> **What is expected**:
Write out the data below in full, unchanged, minus the images.

# # #

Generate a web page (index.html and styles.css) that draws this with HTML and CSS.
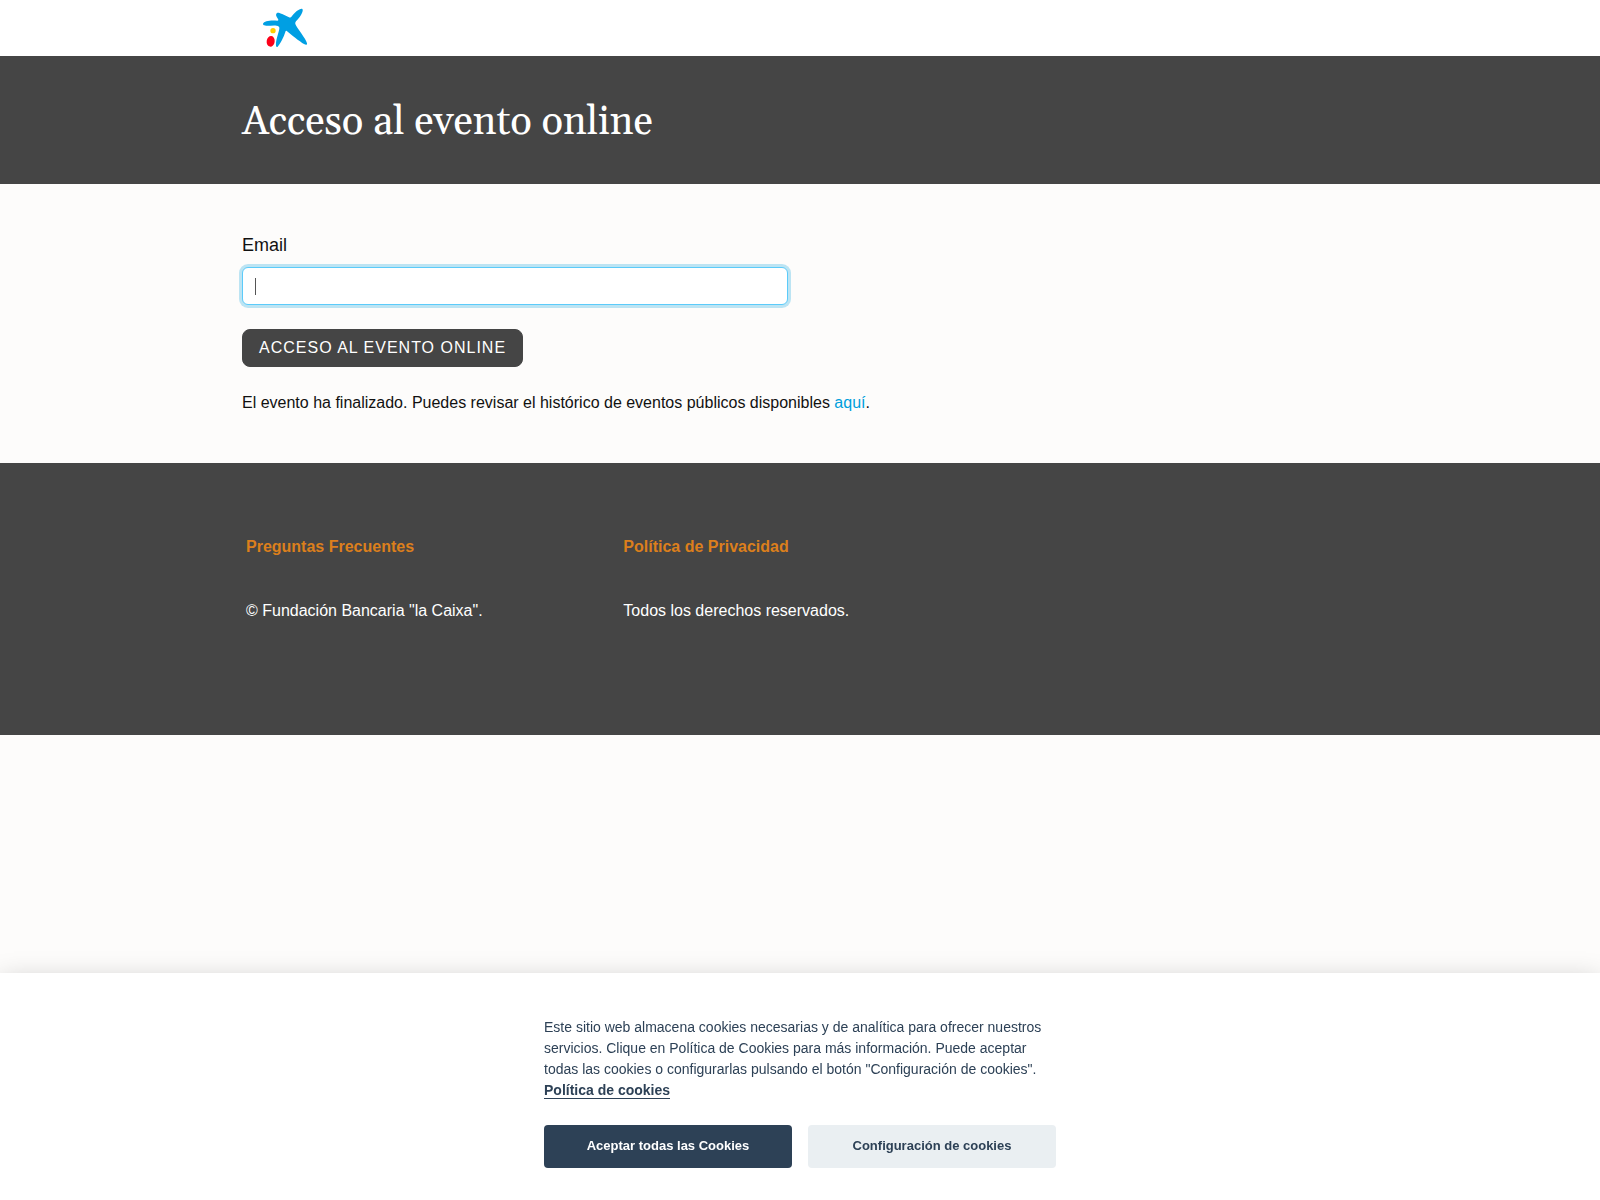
FILE: index.html
```html
<!DOCTYPE html>
<html lang="es">
<head>
<meta charset="UTF-8">
<meta name="viewport" content="width=device-width, initial-scale=1.0">
<title>Acceso al evento online</title>
<link rel="stylesheet" href="styles.css">
</head>
<body>
<header class="header">
  <div class="container">
    <a class="logo" href="#" aria-label="Inicio">
      <svg width="70" height="56" viewBox="0 0 210 168">
        <path fill="#009fe3" d="M39 71 C42 63 61 60 82 62 C85 62 86 60 84 57 C78 49 76 43 81 39 C86 36 103 45 117 52 C120 54 123 52 126 48 C134 37 148 25 156 26 C162 29 155 44 146 55 C140 62 134 67 136 72 C140 83 168 116 171 130 C172 135 168 136 162 132 C149 124 121 102 113 95 C109 91 107 92 106 96 C102 110 90 133 83 140 C79 143 77 138 78 129 C79 115 87 95 88 86 C89 80 86 78 80 77 C67 75 48 80 40 75 Z"/>
        <circle fill="#ffcd00" cx="69" cy="92" r="8"/>
        <ellipse fill="#fc0019" cx="62" cy="124" rx="12" ry="16" transform="rotate(8 62 124)"/>
      </svg>
    </a>
  </div>
</header>

<div class="banner">
  <div class="container">
    <h1>Acceso al evento online</h1>
  </div>
</div>

<main class="main">
  <div class="container">
    <form class="form">
      <label for="email">Email</label>
      <input type="text" id="email" name="email" autocomplete="off" autofocus>
      <button class="btn" type="submit">Acceso al evento online</button>
    </form>
    <p>El evento ha finalizado. Puedes revisar el histórico de eventos públicos disponibles <a href="#">aquí</a>.</p>
  </div>
</main>

<footer class="footer">
  <div class="container footer-grid">
    <a href="#">Preguntas Frecuentes</a>
    <a href="#">Política de Privacidad</a>
    <span></span>
    <span>© Fundación Bancaria "la Caixa".</span>
    <span>Todos los derechos reservados.</span>
  </div>
</footer>

<div class="cookies" role="dialog" aria-label="Cookies">
  <div class="cookies-inner">
    <p>Este sitio web almacena cookies necesarias y de analítica para ofrecer nuestros servicios. Clique en Política de Cookies para más información. Puede aceptar todas las cookies o configurarlas pulsando el botón "Configuración de cookies". <a href="#">Política de cookies</a></p>
    <div class="cookies-btns">
      <button class="accept" type="button">Aceptar todas las Cookies</button>
      <button class="settings" type="button">Configuración de cookies</button>
    </div>
  </div>
</div>
</body>
</html>
```
FILE: styles.css
```css
* {
  box-sizing: border-box;
}

body {
  margin: 0;
  background-color: #fdfcfb;
  color: #111;
  font-family: "Liberation Sans", Arial, sans-serif;
  font-size: 16px;
  line-height: 24px;
}

.container {
  max-width: 1140px;
  margin: 0 auto;
  padding: 0 12px;
}

.header {
  background-color: #fff;
}

.logo {
  display: flex;
  padding-left: 8px;
}

.banner {
  padding: 43px 0 37px;
  background-color: #454545;
  color: #fff;
}

.banner h1 {
  margin: 0;
  font-family: Gelasio, Georgia, "Liberation Serif", serif;
  font-size: 40px;
  font-weight: 400;
  line-height: 48px;
}

.main {
  padding: 48px 0;
}

.main p {
  margin: 24px 0 0;
}

.main a {
  color: #009fdc;
  text-decoration: none;
}

.form {
  display: flex;
  flex-direction: column;
  align-items: flex-start;
}

.form label {
  margin-bottom: 8px;
  font-size: 18px;
  line-height: 27px;
}

.form input {
  width: calc(50% - 12px);
  height: 38px;
  margin-bottom: 24px;
  padding: 6px 12px;
  border: 1px solid #ced4da;
  border-radius: 6px;
  background-color: #fff;
  color: #555;
  font-family: inherit;
  font-size: 16px;
}

.form input:focus {
  border-color: #5ccbfa;
  outline: 0;
  box-shadow: 0 0 0 3px #bce4f3;
  caret-color: transparent;
}

.form input:focus:placeholder-shown,
.form input:focus {
  background: #fff linear-gradient(#555, #555) 12px 10px / 1px 17px no-repeat;
}

.btn {
  height: 38px;
  padding: 0 16px;
  border: 1px solid #454545;
  border-radius: 8px;
  background-color: #454545;
  color: #fff;
  font-family: inherit;
  font-size: 16px;
  letter-spacing: 1px;
  text-transform: uppercase;
  cursor: pointer;
}

.footer {
  padding: 72px 0 112px;
  background-color: #454545;
  color: #fff;
}

.footer-grid {
  display: grid;
  grid-template-columns: repeat(3, 1fr);
  gap: 40px 16px;
  padding: 0 8px 0 16px;
}

.footer a {
  color: #dc7f1c;
  font-weight: 700;
  text-decoration: none;
}

.cookies {
  position: fixed;
  right: 0;
  bottom: 0;
  left: 0;
  padding: 44px 32px 32px;
  background-color: #fff;
  box-shadow: 0 10px 28px rgba(2, 2, 3, 0.28);
  color: #2d4156;
  will-change: transform;
}

.cookies-inner {
  max-width: 512px;
  margin: 0 auto;
}

.cookies p {
  margin: 0 0 24px;
  font-size: 14px;
  line-height: 21px;
}

.cookies a {
  border-bottom: 1px solid #2d4156;
  color: #2d4156;
  font-weight: 700;
  text-decoration: none;
}

.cookies-btns {
  display: grid;
  grid-template-columns: 1fr 1fr;
  gap: 16px;
}

.cookies button {
  height: 43px;
  padding: 0 16px 2px;
  border: 0;
  border-radius: 4px;
  font-family: inherit;
  font-size: 13px;
  font-weight: 700;
  cursor: pointer;
}

.accept {
  background-color: #2d4156;
  color: #fff;
}

.settings {
  background-color: #eaeff2;
  color: #2d4156;
}
```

# # #

> **Result**:
Generate a web page (index.html and styles.css) that draws this with HTML and CSS.
FILE: index.html
```html
<!DOCTYPE html>
<html lang="es">
<head>
<meta charset="UTF-8">
<meta name="viewport" content="width=device-width, initial-scale=1.0">
<title>Acceso al evento online</title>
<link rel="stylesheet" href="styles.css">
</head>
<body>
<header class="header">
  <div class="container">
    <a class="logo" href="#" aria-label="Inicio">
      <svg width="70" height="56" viewBox="0 0 210 168">
        <path fill="#009fe3" d="M39 71 C42 63 61 60 82 62 C85 62 86 60 84 57 C78 49 76 43 81 39 C86 36 103 45 117 52 C120 54 123 52 126 48 C134 37 148 25 156 26 C162 29 155 44 146 55 C140 62 134 67 136 72 C140 83 168 116 171 130 C172 135 168 136 162 132 C149 124 121 102 113 95 C109 91 107 92 106 96 C102 110 90 133 83 140 C79 143 77 138 78 129 C79 115 87 95 88 86 C89 80 86 78 80 77 C67 75 48 80 40 75 Z"/>
        <circle fill="#ffcd00" cx="69" cy="92" r="8"/>
        <ellipse fill="#fc0019" cx="62" cy="124" rx="12" ry="16" transform="rotate(8 62 124)"/>
      </svg>
    </a>
  </div>
</header>

<div class="banner">
  <div class="container">
    <h1>Acceso al evento online</h1>
  </div>
</div>

<main class="main">
  <div class="container">
    <form class="form">
      <label for="email">Email</label>
      <input type="text" id="email" name="email" autocomplete="off" autofocus>
      <button class="btn" type="submit">Acceso al evento online</button>
    </form>
    <p>El evento ha finalizado. Puedes revisar el histórico de eventos públicos disponibles <a href="#">aquí</a>.</p>
  </div>
</main>

<footer class="footer">
  <div class="container footer-grid">
    <a href="#">Preguntas Frecuentes</a>
    <a href="#">Política de Privacidad</a>
    <span></span>
    <span>© Fundación Bancaria "la Caixa".</span>
    <span>Todos los derechos reservados.</span>
  </div>
</footer>

<div class="cookies" role="dialog" aria-label="Cookies">
  <div class="cookies-inner">
    <p>Este sitio web almacena cookies necesarias y de analítica para ofrecer nuestros servicios. Clique en Política de Cookies para más información. Puede aceptar todas las cookies o configurarlas pulsando el botón "Configuración de cookies". <a href="#">Política de cookies</a></p>
    <div class="cookies-btns">
      <button class="accept" type="button">Aceptar todas las Cookies</button>
      <button class="settings" type="button">Configuración de cookies</button>
    </div>
  </div>
</div>
</body>
</html>
```
FILE: styles.css
```css
* {
  box-sizing: border-box;
}

body {
  margin: 0;
  background-color: #fdfcfb;
  color: #111;
  font-family: "Liberation Sans", Arial, sans-serif;
  font-size: 16px;
  line-height: 24px;
}

.container {
  max-width: 1140px;
  margin: 0 auto;
  padding: 0 12px;
}

.header {
  background-color: #fff;
}

.logo {
  display: flex;
  padding-left: 8px;
}

.banner {
  padding: 43px 0 37px;
  background-color: #454545;
  color: #fff;
}

.banner h1 {
  margin: 0;
  font-family: Gelasio, Georgia, "Liberation Serif", serif;
  font-size: 40px;
  font-weight: 400;
  line-height: 48px;
}

.main {
  padding: 48px 0;
}

.main p {
  margin: 24px 0 0;
}

.main a {
  color: #009fdc;
  text-decoration: none;
}

.form {
  display: flex;
  flex-direction: column;
  align-items: flex-start;
}

.form label {
  margin-bottom: 8px;
  font-size: 18px;
  line-height: 27px;
}

.form input {
  width: calc(50% - 12px);
  height: 38px;
  margin-bottom: 24px;
  padding: 6px 12px;
  border: 1px solid #ced4da;
  border-radius: 6px;
  background-color: #fff;
  color: #555;
  font-family: inherit;
  font-size: 16px;
}

.form input:focus {
  border-color: #5ccbfa;
  outline: 0;
  box-shadow: 0 0 0 3px #bce4f3;
  caret-color: transparent;
}

.form input:focus:placeholder-shown,
.form input:focus {
  background: #fff linear-gradient(#555, #555) 12px 10px / 1px 17px no-repeat;
}

.btn {
  height: 38px;
  padding: 0 16px;
  border: 1px solid #454545;
  border-radius: 8px;
  background-color: #454545;
  color: #fff;
  font-family: inherit;
  font-size: 16px;
  letter-spacing: 1px;
  text-transform: uppercase;
  cursor: pointer;
}

.footer {
  padding: 72px 0 112px;
  background-color: #454545;
  color: #fff;
}

.footer-grid {
  display: grid;
  grid-template-columns: repeat(3, 1fr);
  gap: 40px 16px;
  padding: 0 8px 0 16px;
}

.footer a {
  color: #dc7f1c;
  font-weight: 700;
  text-decoration: none;
}

.cookies {
  position: fixed;
  right: 0;
  bottom: 0;
  left: 0;
  padding: 44px 32px 32px;
  background-color: #fff;
  box-shadow: 0 10px 28px rgba(2, 2, 3, 0.28);
  color: #2d4156;
  will-change: transform;
}

.cookies-inner {
  max-width: 512px;
  margin: 0 auto;
}

.cookies p {
  margin: 0 0 24px;
  font-size: 14px;
  line-height: 21px;
}

.cookies a {
  border-bottom: 1px solid #2d4156;
  color: #2d4156;
  font-weight: 700;
  text-decoration: none;
}

.cookies-btns {
  display: grid;
  grid-template-columns: 1fr 1fr;
  gap: 16px;
}

.cookies button {
  height: 43px;
  padding: 0 16px 2px;
  border: 0;
  border-radius: 4px;
  font-family: inherit;
  font-size: 13px;
  font-weight: 700;
  cursor: pointer;
}

.accept {
  background-color: #2d4156;
  color: #fff;
}

.settings {
  background-color: #eaeff2;
  color: #2d4156;
}
```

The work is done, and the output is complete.